2.17.2009

UK vs. Sharia

The UK is currently looking to classify all Sharia beliefs as extremist. If the plan goes forward, those who strictly abide by the Islamic scripture will find themselves on the opposite side of British Law. The Guardian reports that the change would, "widen the definition of extremists to those who hold views that clash with what the government defines as shared British values." The government believes that by targeting hardline Muslims, the nation will be better able to combat terrorists.

What probably interests most of us is how this measure will effect Sharia's views on homosexuality. Islamic law does not beat around the bush when condemning same-sex love; many Muslims, from Mecca to Madrid, strictly enforce this social code. In a 2007 UK survey, 65% of the general population found homosexuality "acceptable", compared with a paltry 5% within the nation's Muslim communities.
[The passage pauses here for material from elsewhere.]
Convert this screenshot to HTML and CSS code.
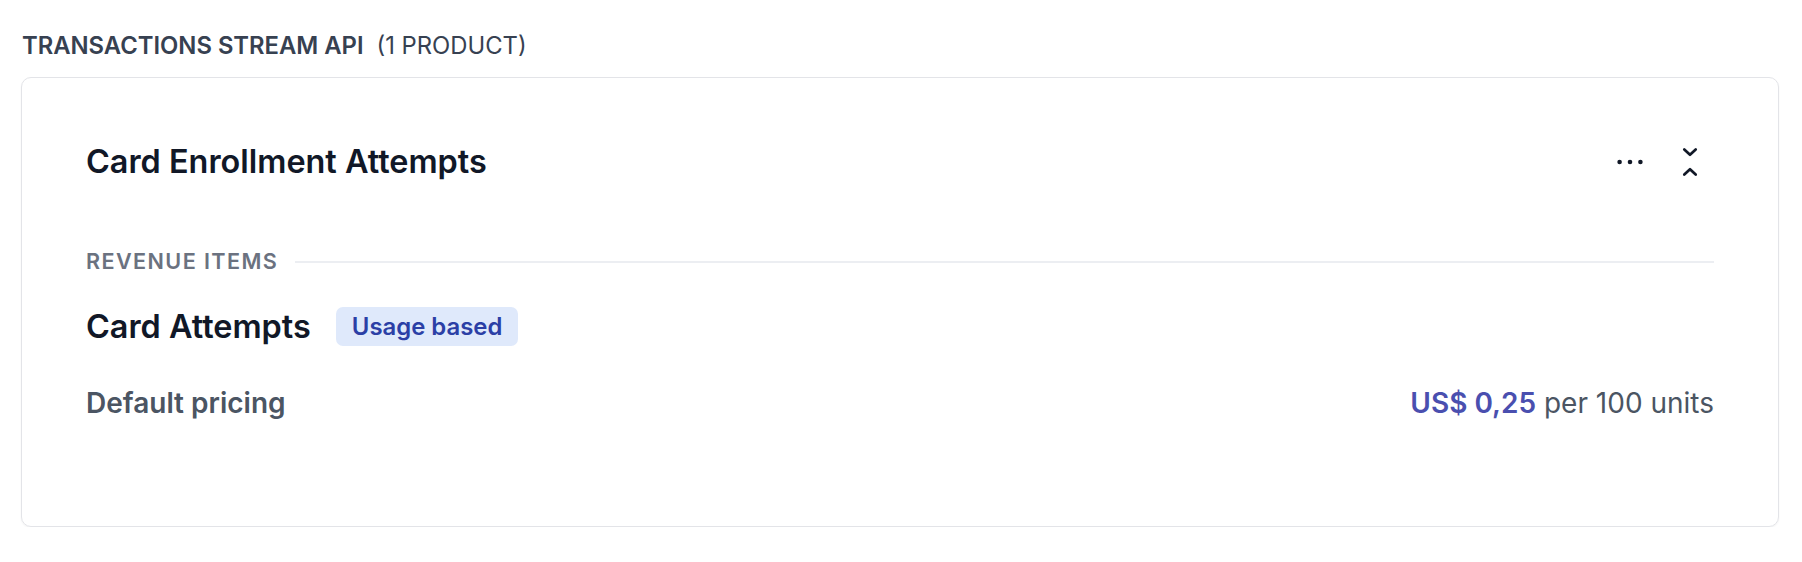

If Britain looks to classify all Sharia beliefs as extremist, the book's anti-gay sentiments will fall under the category.

While I disagree with several tenants of Sharia, I can't help but feel that the UK's plans carry a tinge of xenophobia. Such a law only expands the schism between "us" and "the other" -- that sort of isolation breeds more anger and resentment, I can only see more bad than good come from it.

3 comments:

libhom said...

Does the law ban people following Sahria themselves or just trying to impose it on others?

Anonymous said...

In a secular society, one criminal and personal-status law has to apply to all the people. Once there are separate laws for each religion/ethnicity, chaos ensues.

I think it is just fine if individuals voluntarily adhere to sharia as long as the secular law of the land is not disobeyed. Sharia marriage agreements concerning property issues are just "prenuptial contracts" by another name, legal if entered into voluntarily by adults of sound mind. Invoking the right to kill apostates or adulterous wives, and preventing members of the community from accessing the secular law or leaving the community, cannot be allowed. What can be allowed is ostracizing the offender from the Islamic community.

It's pretty clear that legally enforceable sharia law and secular law are not going to be compatible except as regards property contracts. The state has to maintain the exclusive right to define criminal offenses and their punishment, and to define rights inherent in citizenship. Making two separate laws for the citizenry is likely to exacerbate hostility toward Muslims in non-Muslim countries. Voluntary adherence of adults to certain sharia laws, with the penalty being exclusion from the community, is None Of My Business, and doesn't evoke any hostility in me - I don't care what Catholics do either, just don't make it the law of the land.